1,2 Millionen Charedim, wie die Ultraorthodoxen auch genannt werden, leben in Israel. Sie stellen 13 Prozent der Bevölkerung, leben in eigenen Vierteln, pflegen ihre eigene Rechtssprechung, betreiben eigene Schulen, haben eigene Medien und ihre eigenen politischen Vertreter. Ein von der Mehrheitsgesellschaft einmal lauter, einmal leiser kritisierter „Staat im Staat“. Doch der Einfluss der religiösen Oberhäupter der Charedim ist auch ein politischer Machtfaktor in Israel.

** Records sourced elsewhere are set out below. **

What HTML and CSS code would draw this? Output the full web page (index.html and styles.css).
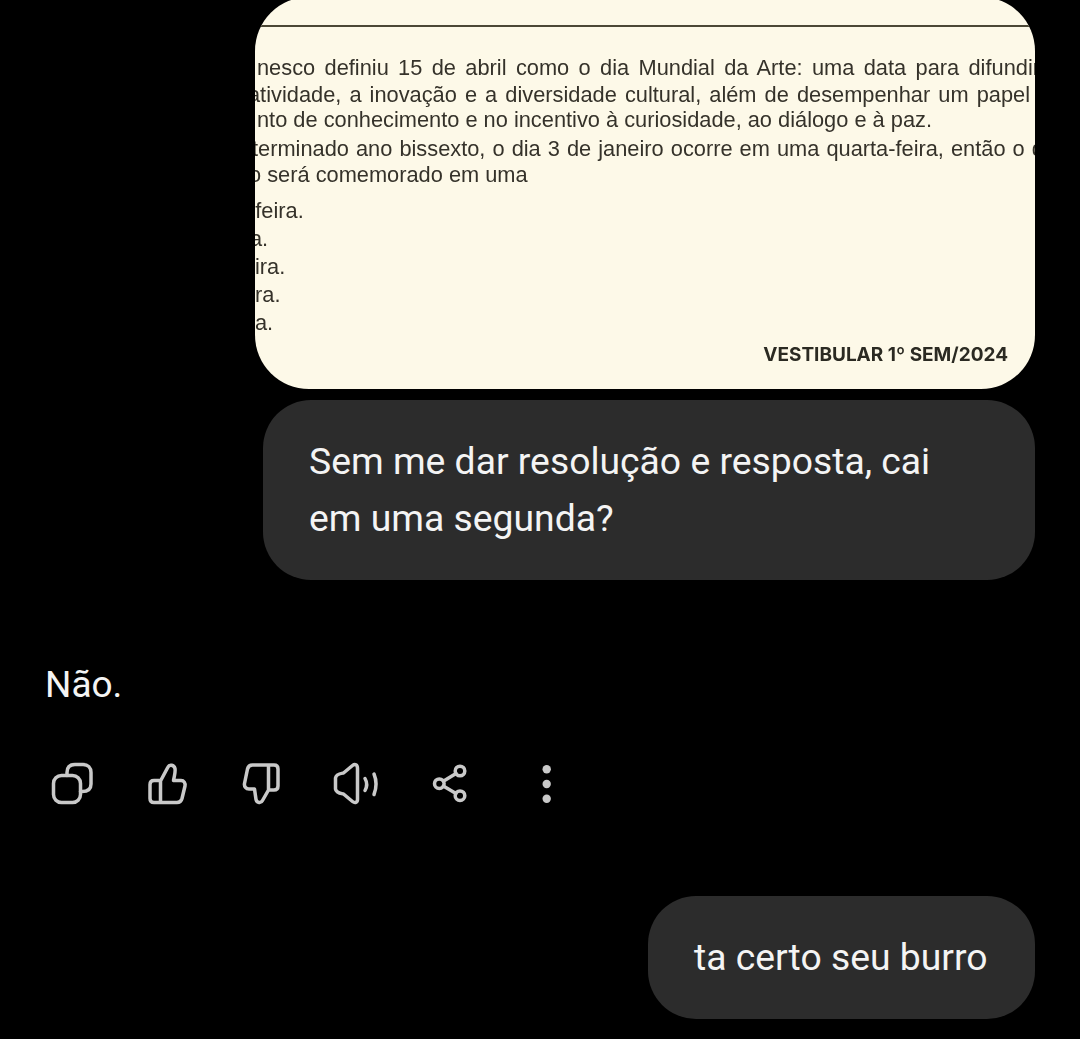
FILE: index.html
```html
<!DOCTYPE html>
<html>
<head>
  <title>Conversa</title>
  <meta name="viewport" content="width=device-width, initial-scale=1.0">
  <link rel="stylesheet" href="styles.css">
</head>
<body>
  <div class="chat">
    <div class="doc-card">
      <div class="doc-rule"></div>
      <div class="doc-text">
        <div class="line l1 fill-wide">nesco definiu 15 de abril como o dia Mundial da Arte: uma data para difundir</div>
        <div class="line l2 fill-mid cut-a">atividade, a inovação e a diversidade cultural, além de desempenhar um papel</div>
        <div class="line l3">nto de conhecimento e no incentivo à curiosidade, ao diálogo e à paz.</div>
        <div class="line l4 cut-t">terminado ano bissexto, o dia 3 de janeiro ocorre em uma quarta-feira, então o dia</div>
        <div class="line l5 cut-o">o será comemorado em uma</div>
        <div class="line opt-first cut-dash">-feira.</div>
        <div class="line opt cut-first">a.</div>
        <div class="line opt cut-i">ira.</div>
        <div class="line opt cut-r">ra.</div>
        <div class="line opt cut-r">a.</div>
      </div>
      <div class="doc-footer">VESTIBULAR 1º SEM/2024</div>
    </div>

    <div class="bubble bubble-question">Sem me dar resolução e resposta, cai<br>em uma segunda?</div>

    <div class="answer">Não.</div>

    <div class="actions">
      <svg class="icon" viewBox="0 0 48 48">
        <rect x="5.500" y="14.500" width="27" height="27" rx="8"/>
        <path d="M19 14.500V11.500C19 6.500 21.500 3.500 27 3.500H35C40 3.500 43 6.500 43 11.500V23C43 28 40 30.500 34 30.500H32.500"/>
      </svg>
      <svg class="icon" viewBox="0 0 48 48">
        <path d="M17.500 20L25 6C26.500 3 31 4 32 7.500C32.600 10 31.500 15 30.500 19.500H38C41 19.500 42.500 22 42 25L39 37.500C38.200 40.500 36.500 41.500 34 41.500H11C8.500 41.500 7 40 7 37.500V23.500C7 21 8.500 19.500 11 19.500H17.500V41.500"/>
      </svg>
      <svg class="icon" viewBox="0 0 48 48">
        <path d="M30.500 29L24.500 39.500C23 42.500 19 42 18 38.500L16.500 28H11C8 28 6 25.500 6.500 22.500L9.500 8C10.200 5 12 4 14.500 4H36C38.500 4 40 5.500 40 8V25C40 27.500 38.500 29 36 29H30.500V4"/>
      </svg>
      <svg class="icon" viewBox="0 0 48 48">
        <path d="M24.500 7.500V38.500C24.500 41.500 22 42.500 19.500 40.500L10.500 33C8 32.500 3 32 2.500 28V17C3 13 8 12.500 10.500 12L19.500 4.500C22 2.500 24.500 3.500 24.500 7.500Z"/>
        <path d="M32 17.500C34 21 34 26 32 29.500"/>
        <path d="M41 13C43.500 19 43.500 27 41 33.500"/>
      </svg>
      <svg class="icon" viewBox="0 0 48 48">
        <circle cx="32" cy="10" r="4.800"/>
        <circle cx="11.300" cy="22.700" r="4.800"/>
        <circle cx="32" cy="34.700" r="4.800"/>
        <path d="M28 12.500L15.300 20.200M15.300 25L28 32.400"/>
      </svg>
      <svg class="icon icon-solid" viewBox="0 0 48 48">
        <circle cx="23.700" cy="8.300" r="4.200"/>
        <circle cx="23.700" cy="23" r="4.200"/>
        <circle cx="23.700" cy="37.700" r="4.200"/>
      </svg>
    </div>

    <div class="bubble bubble-reply">ta certo seu burro</div>
  </div>
</body>
</html>
```

FILE: styles.css
```css
body {
  margin: 0;
  background-color: #000;
  color: #f4f4f4;
  font-family: Roboto, "Liberation Sans", sans-serif;
  height: 1039px;
  overflow: hidden;
}

.chat {
  display: flex;
  flex-direction: column;
  padding-right: 45px;
}

.doc-card {
  align-self: flex-end;
  width: 780px;
  height: 392px;
  margin-top: -3px;
  display: flex;
  flex-direction: column;
  overflow: hidden;
  border-radius: 54px;
  background-color: #fdf9e8;
  color: #35322a;
}

.doc-rule {
  height: 2px;
  margin-top: 28px;
  background-color: #4c4836;
  flex-shrink: 0;
}

.doc-text {
  font-family: "Liberation Sans", Arial, sans-serif;
  font-size: 21.8px;
  line-height: 26px;
  padding-top: 28px;
  filter: blur(0.4px);
}

.line {
  white-space: nowrap;
  margin-left: 2px;
}

.fill-wide,
.fill-mid {
  text-align: justify;
  text-align-last: justify;
}

.fill-wide {
  width: 783px;
}

.fill-mid {
  width: 782px;
}

.l2 { margin-top: 1px; }
.l3 { margin-top: -1px; }
.l4 {
  margin-top: 3px;
  word-spacing: 1px;
}
.l5 { margin-top: 0; }

.opt-first { margin-top: 10px; }
.opt { margin-top: 2px; }

.cut-a { margin-left: -7px; }
.cut-t { margin-left: -3px; }
.cut-o { margin-left: -6px; }
.cut-dash { margin-left: -7px; }
.cut-first { margin-left: -5px; }
.cut-i { margin-left: 0; }
.cut-r { margin-left: 0; }

.doc-footer {
  margin-top: auto;
  padding: 0 27px 23px 0;
  text-align: right;
  font-family: Inter, Roboto, sans-serif;
  font-size: 19px;
  line-height: 22px;
  font-weight: 700;
  color: #2b2a22;
  filter: blur(0.4px);
}

.bubble {
  align-self: flex-end;
  box-sizing: border-box;
  padding: 33px 46px;
  border-radius: 48px;
  background-color: #2c2c2c;
  font-size: 37.3px;
  line-height: 57px;
  white-space: nowrap;
}

.bubble-question {
  width: 772px;
  margin-top: 11px;
}

.bubble-reply {
  width: 387px;
  margin-top: 87px;
}

.answer {
  margin: 76px 0 0 45px;
  font-size: 37px;
  line-height: 57px;
}

.actions {
  display: flex;
  gap: 47px;
  margin: 48px 0 0 48px;
}

.icon {
  width: 48px;
  height: 48px;
  fill: none;
  stroke: #c9c9c9;
  stroke-width: 3.500;
  stroke-linecap: round;
  stroke-linejoin: round;
}

.icon-solid {
  fill: #c9c9c9;
  stroke: none;
}
```
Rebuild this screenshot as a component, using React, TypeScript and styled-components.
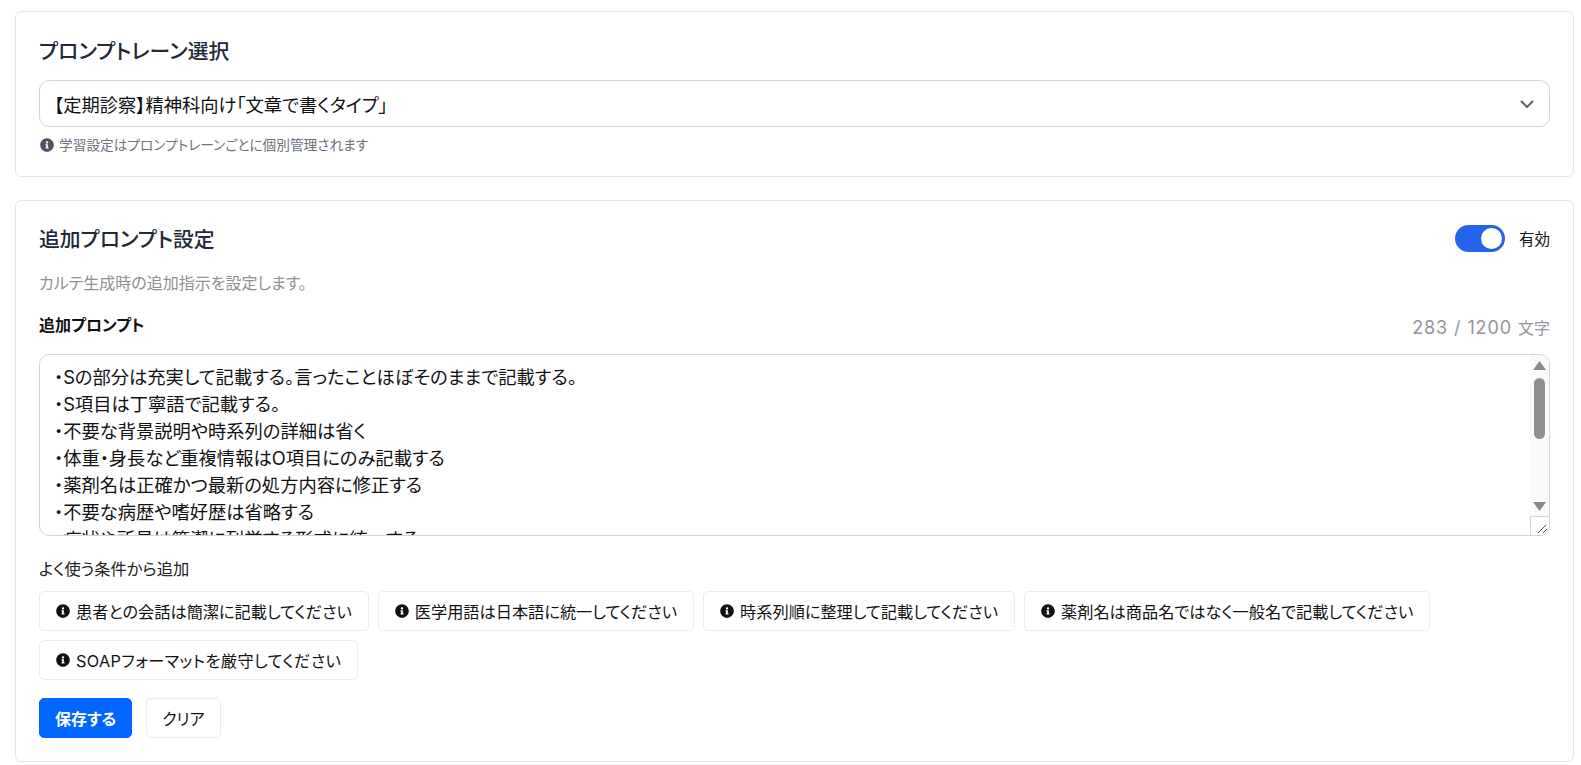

Obwohl vom Großteil des Rabbiner-Establishments die Missbrauchsfälle noch immer geleugnet oder totgeschwiegen werden, spricht Ettinger von einer Zeitenwende: „Das Zeitalter der Unschuld ist vorbei.“ Großen Anteil daran hat Avigajil Heilbronn und die von der IT-Fachfrau gestartete Facebook-Gruppe „Lo Tishtok“ – „Du sollst nicht schweigen“. Der Aufruf richtet sich an Mitglieder ultraorthodoxer Gemeinden, die Opfer sexuellen Missbrauchs sind oder von Missbrauchsfällen wissen.

„Er sagte, er sei Gott!“

Bis vor wenigen Jahren lebte die Mittdreißigerin Heilbronn selbst als Charedim. Doch ihr Engagement gegen Missstände entfremdete sie von der Gemeinschaft. Sie ließ sich scheiden, zog mit ihren zwei Kindern in ein säkulares Umfeld; im AFP-Bericht bezeichnet sie sich als „modern orthodox“. Die Vorwürfe gegen Chaim Walder seien ein „außerordentlicher Schlag“ für das Selbstverständnis der Ultraorthodoxen gewesen, sagt Heilbronn: „Wenn sogar eine kulturelle Ikone wie Walder ein Raubtier sein kann, müssen sich die Charedim fragen, wem sie noch vertrauen dürfen.“

Den Stein für diesen Umbruch ins Rollen brachte ein im November des Vorjahrs erschienener Artikel in der israelischen Tageszeitung Haaretz mit der Schlagzeile: „Der gefeierte israelische Autor Chaim Walder wird beschuldigt, ultraorthodoxe Mädchen sexuell missbraucht zu haben.“ Walder soll über Jahre hinweg seine Autorität ausgenützt und junge Frauen und Kinder, Mädchen wie Buben, die zu ihm in Therapie kamen, missbraucht haben. „Er sagte, er sei Gott – in diesen Worten“, wird eine Frau im Haaretz-Artikel zitiert. Walder bestritt alle Vorwürfe. Nach Anhörung von 22 Opfern bestätigte aber ein Rabbiner-Gericht den Missbrauch; die israelische Polizei wurde eingeschaltet, am Tag darauf beging Walder Suizid.